EXERCISE GOAL: Where a line of the material contains the string "styles", copy that line.

WORKING DATA:
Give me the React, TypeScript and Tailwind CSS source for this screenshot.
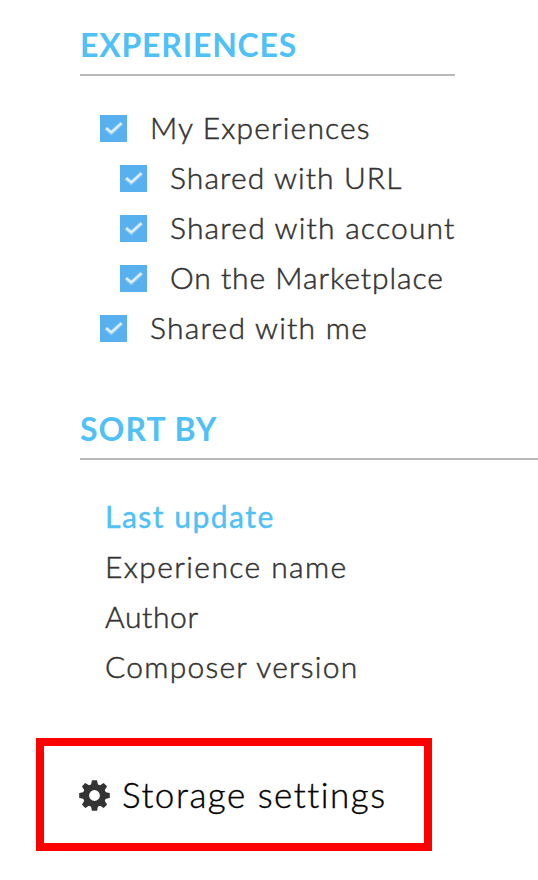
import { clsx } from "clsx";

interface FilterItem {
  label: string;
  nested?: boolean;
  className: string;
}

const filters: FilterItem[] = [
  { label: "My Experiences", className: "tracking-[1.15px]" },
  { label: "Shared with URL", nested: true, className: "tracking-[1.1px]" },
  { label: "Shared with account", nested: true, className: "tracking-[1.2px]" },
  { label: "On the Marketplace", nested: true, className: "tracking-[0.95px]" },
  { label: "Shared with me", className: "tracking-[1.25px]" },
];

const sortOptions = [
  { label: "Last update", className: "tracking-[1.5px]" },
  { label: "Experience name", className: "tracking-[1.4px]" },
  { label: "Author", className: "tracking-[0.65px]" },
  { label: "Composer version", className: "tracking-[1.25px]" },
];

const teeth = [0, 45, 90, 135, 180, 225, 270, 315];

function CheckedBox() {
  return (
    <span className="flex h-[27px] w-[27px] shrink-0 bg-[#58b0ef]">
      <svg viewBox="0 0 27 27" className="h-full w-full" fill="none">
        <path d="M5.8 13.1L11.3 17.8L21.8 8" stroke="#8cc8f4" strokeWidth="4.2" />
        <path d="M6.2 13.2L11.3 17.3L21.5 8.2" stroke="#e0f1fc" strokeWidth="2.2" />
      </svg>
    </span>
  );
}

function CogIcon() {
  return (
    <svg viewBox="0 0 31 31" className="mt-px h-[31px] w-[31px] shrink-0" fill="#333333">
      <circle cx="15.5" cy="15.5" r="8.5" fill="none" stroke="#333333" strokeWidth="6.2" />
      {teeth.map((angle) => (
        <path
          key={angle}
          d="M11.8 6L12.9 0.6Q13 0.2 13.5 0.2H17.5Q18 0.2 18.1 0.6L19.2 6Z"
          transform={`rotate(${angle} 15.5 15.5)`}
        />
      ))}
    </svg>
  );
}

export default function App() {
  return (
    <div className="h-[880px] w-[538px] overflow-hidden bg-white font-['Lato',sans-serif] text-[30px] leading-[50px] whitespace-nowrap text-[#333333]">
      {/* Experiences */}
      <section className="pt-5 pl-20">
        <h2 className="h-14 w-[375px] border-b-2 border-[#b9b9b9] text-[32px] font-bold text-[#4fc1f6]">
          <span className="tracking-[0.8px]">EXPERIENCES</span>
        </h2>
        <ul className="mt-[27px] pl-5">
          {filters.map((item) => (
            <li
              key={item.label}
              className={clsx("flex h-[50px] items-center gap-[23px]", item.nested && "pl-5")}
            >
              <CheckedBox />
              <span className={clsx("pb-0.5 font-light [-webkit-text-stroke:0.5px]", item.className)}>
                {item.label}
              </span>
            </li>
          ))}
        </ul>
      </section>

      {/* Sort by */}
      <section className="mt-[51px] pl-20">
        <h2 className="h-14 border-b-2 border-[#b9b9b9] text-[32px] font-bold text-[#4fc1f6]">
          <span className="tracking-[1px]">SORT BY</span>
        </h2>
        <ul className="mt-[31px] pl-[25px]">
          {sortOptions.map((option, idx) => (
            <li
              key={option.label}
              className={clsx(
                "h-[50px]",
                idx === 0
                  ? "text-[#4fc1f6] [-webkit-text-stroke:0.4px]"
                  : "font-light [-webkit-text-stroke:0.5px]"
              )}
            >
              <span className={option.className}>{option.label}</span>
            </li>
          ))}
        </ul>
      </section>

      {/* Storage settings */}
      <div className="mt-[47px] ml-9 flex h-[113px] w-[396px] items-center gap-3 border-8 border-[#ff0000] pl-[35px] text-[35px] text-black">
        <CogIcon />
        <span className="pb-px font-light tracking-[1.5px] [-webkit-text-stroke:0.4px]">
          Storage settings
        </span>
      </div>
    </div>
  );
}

...

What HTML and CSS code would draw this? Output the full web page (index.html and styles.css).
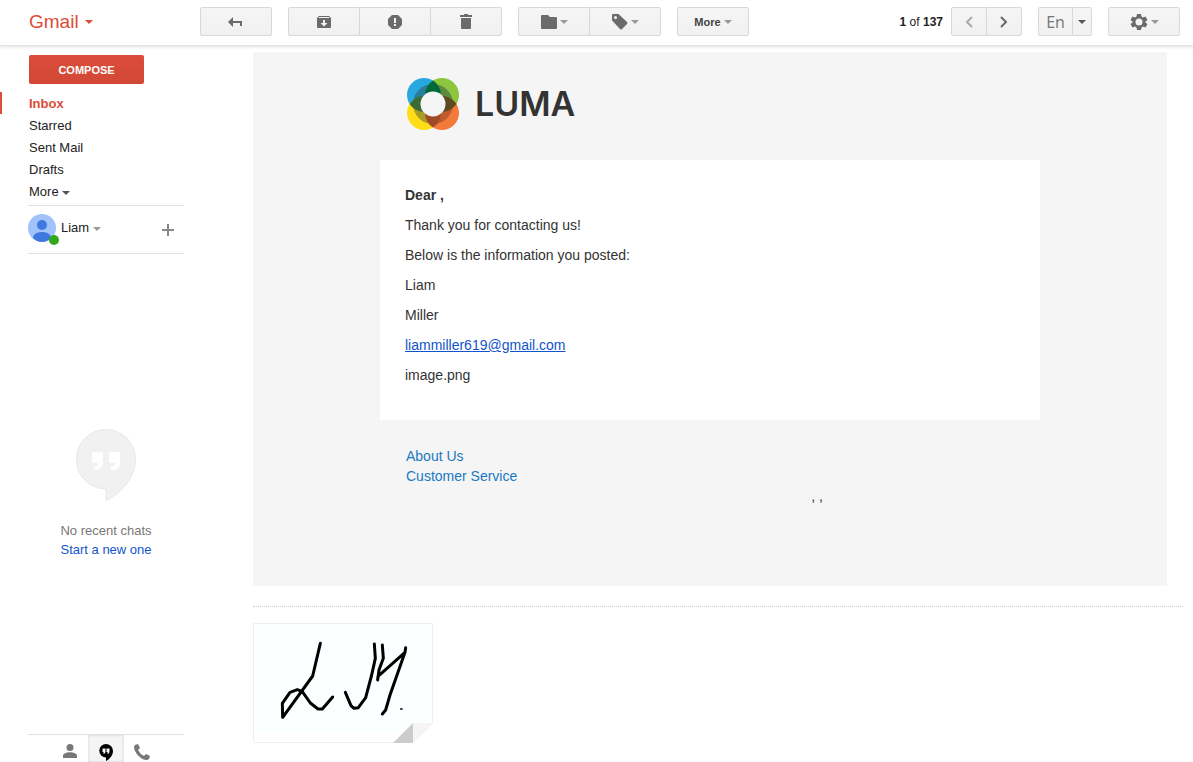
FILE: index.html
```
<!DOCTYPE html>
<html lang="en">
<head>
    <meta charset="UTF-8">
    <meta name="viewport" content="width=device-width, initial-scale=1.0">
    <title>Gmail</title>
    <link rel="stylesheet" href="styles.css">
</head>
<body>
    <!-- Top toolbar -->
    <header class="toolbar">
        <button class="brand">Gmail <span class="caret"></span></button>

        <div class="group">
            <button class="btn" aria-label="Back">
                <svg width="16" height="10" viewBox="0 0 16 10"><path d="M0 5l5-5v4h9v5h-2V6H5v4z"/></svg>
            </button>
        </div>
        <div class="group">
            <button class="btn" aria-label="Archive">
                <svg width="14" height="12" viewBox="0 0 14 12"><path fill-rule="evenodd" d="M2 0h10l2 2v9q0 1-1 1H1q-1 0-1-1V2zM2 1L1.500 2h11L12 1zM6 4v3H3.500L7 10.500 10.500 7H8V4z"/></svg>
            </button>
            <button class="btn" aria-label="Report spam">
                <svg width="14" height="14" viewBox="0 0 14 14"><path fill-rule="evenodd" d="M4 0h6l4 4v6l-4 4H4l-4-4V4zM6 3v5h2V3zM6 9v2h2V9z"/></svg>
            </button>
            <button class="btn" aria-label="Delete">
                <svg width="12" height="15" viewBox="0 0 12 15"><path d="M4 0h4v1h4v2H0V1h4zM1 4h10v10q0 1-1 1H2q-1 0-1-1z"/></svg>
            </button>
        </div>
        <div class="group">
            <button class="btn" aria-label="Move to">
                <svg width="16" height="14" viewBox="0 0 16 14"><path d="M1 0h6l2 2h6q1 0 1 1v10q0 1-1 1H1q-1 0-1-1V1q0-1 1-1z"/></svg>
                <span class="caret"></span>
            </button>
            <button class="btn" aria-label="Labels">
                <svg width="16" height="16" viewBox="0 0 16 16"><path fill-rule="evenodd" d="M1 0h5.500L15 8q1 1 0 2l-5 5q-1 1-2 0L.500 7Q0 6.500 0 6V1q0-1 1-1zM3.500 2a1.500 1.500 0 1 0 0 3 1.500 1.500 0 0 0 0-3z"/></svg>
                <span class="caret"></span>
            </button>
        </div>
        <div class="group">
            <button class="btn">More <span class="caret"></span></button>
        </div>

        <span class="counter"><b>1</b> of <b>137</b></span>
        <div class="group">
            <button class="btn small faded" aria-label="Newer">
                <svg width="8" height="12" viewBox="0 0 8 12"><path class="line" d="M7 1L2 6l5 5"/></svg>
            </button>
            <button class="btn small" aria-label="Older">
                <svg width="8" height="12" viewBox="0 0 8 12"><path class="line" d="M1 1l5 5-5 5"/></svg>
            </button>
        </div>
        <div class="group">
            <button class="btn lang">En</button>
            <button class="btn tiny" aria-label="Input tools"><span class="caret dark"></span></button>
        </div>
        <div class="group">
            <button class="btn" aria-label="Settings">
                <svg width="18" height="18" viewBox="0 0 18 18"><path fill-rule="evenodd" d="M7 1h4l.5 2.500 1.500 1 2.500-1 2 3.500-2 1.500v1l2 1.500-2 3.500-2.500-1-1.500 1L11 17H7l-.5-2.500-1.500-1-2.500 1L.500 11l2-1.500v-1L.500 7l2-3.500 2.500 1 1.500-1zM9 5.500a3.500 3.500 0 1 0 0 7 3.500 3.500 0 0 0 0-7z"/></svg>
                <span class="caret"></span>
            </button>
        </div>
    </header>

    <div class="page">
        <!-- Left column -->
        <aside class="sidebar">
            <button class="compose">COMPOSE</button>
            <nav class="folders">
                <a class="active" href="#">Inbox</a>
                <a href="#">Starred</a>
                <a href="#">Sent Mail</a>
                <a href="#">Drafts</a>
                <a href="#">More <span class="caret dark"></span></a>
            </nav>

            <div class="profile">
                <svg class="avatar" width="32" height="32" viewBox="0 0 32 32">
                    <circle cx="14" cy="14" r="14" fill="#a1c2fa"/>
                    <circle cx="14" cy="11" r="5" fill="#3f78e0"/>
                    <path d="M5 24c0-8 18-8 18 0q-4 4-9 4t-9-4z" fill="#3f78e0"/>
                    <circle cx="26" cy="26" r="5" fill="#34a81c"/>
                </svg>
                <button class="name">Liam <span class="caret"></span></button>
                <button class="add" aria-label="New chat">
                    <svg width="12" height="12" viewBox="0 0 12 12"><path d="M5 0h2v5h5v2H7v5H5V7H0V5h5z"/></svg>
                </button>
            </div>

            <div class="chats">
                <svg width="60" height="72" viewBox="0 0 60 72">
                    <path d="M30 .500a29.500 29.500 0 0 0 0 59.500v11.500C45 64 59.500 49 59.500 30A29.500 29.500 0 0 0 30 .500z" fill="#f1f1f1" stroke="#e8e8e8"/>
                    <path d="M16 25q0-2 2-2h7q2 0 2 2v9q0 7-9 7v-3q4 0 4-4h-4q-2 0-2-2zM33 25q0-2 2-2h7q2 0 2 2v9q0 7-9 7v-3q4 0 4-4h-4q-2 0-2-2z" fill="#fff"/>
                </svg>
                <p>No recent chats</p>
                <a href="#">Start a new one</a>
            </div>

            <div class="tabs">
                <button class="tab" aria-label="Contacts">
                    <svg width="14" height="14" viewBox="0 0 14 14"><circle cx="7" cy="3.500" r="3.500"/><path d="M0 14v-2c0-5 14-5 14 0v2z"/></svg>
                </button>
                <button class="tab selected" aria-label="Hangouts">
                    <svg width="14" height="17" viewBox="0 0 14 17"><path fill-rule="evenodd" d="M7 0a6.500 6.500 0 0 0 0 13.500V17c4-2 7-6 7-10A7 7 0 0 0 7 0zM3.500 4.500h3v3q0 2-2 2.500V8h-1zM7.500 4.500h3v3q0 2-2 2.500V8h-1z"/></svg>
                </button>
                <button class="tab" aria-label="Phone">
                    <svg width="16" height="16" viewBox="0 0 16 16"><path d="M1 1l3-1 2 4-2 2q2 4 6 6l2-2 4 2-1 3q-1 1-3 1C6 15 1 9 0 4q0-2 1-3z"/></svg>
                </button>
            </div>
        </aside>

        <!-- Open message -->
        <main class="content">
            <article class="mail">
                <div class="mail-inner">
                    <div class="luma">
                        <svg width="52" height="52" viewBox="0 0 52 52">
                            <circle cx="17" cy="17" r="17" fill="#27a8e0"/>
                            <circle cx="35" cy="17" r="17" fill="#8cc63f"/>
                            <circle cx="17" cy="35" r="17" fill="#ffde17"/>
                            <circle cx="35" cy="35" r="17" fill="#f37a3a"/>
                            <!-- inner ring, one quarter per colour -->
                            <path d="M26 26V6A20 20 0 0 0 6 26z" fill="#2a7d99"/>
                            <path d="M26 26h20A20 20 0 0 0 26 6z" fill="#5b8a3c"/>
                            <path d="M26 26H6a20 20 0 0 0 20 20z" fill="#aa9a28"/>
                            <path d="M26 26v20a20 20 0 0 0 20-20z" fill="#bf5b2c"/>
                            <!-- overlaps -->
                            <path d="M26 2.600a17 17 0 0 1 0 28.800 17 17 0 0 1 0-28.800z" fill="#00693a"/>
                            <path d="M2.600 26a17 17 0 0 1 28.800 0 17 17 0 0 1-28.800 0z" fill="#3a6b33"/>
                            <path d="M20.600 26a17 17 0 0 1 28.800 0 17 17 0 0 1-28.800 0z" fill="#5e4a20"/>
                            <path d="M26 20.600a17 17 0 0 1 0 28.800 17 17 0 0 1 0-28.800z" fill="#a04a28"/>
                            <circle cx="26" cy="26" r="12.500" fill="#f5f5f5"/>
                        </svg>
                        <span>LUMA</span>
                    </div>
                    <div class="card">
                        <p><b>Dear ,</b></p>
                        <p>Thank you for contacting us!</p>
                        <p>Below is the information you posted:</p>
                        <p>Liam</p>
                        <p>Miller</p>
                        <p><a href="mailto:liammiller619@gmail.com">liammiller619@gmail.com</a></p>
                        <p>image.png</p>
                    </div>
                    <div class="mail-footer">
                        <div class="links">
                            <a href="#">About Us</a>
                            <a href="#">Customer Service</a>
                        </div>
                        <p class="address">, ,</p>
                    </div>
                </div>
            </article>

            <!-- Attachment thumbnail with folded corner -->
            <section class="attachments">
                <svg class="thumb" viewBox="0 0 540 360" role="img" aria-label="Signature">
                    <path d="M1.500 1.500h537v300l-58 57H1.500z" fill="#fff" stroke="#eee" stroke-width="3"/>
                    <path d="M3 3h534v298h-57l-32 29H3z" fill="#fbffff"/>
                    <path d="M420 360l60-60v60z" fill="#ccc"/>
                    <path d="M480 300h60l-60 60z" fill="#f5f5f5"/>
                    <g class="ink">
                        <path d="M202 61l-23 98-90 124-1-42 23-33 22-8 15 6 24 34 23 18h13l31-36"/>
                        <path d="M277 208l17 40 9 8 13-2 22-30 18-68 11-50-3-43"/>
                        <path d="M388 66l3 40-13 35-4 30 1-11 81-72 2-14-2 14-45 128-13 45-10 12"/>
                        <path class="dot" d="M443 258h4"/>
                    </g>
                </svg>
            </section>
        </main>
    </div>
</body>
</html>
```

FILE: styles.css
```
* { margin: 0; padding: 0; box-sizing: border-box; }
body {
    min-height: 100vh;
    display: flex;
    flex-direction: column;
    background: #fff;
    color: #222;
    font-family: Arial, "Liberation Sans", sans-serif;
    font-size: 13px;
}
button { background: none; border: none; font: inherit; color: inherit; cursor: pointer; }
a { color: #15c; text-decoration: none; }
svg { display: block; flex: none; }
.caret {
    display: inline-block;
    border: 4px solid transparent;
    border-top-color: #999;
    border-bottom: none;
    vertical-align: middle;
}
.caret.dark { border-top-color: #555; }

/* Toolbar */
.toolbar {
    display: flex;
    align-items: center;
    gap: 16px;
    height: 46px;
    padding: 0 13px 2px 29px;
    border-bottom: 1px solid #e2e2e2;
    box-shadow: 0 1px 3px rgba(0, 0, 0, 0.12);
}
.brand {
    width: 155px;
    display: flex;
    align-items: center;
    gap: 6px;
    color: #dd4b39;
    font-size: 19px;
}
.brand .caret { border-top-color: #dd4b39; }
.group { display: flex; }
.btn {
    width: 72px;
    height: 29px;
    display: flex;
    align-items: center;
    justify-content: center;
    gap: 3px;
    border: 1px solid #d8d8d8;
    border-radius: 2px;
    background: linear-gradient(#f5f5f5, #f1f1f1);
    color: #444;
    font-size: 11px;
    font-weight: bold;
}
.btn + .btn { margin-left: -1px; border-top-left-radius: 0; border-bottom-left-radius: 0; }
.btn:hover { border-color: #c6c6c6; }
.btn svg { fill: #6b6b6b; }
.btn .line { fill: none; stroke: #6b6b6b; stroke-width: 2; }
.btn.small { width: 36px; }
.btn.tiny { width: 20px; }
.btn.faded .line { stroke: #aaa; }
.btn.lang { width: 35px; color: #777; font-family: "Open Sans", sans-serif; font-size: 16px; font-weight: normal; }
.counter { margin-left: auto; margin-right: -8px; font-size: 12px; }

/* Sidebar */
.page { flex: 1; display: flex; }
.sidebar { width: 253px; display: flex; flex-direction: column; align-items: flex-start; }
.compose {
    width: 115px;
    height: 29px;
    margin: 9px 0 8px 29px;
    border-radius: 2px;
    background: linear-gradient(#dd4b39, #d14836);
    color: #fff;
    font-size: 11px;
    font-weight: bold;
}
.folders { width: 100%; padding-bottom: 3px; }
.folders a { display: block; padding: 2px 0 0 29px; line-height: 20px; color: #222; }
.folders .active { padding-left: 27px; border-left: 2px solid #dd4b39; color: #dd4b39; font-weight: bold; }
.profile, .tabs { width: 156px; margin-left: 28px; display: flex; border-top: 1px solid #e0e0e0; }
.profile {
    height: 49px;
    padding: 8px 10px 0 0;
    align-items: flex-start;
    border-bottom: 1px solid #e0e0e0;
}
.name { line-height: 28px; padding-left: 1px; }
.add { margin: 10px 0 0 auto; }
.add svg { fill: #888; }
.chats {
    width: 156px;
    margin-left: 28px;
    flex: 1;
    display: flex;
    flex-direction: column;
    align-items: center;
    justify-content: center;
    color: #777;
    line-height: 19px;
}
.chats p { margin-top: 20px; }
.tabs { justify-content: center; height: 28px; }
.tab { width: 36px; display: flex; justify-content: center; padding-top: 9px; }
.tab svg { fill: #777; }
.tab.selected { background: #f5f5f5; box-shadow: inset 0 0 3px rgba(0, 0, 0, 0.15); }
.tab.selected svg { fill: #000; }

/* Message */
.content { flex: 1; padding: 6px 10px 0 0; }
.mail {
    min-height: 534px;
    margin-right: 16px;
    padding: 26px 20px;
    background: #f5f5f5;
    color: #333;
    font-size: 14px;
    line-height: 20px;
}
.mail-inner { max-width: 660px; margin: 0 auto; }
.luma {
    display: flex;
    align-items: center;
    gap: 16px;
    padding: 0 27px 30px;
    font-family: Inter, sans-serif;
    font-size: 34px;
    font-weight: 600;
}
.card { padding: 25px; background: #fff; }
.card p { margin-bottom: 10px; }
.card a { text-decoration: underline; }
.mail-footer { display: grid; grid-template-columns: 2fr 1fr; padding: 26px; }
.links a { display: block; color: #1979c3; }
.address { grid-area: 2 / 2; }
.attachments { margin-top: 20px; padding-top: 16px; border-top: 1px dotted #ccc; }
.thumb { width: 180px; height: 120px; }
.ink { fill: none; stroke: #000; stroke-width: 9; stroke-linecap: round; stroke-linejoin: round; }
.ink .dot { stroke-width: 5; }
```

ANSWER:
What HTML and CSS code would draw this? Output the full web page (index.html and styles.css).
    <link rel="stylesheet" href="styles.css">
FILE: styles.css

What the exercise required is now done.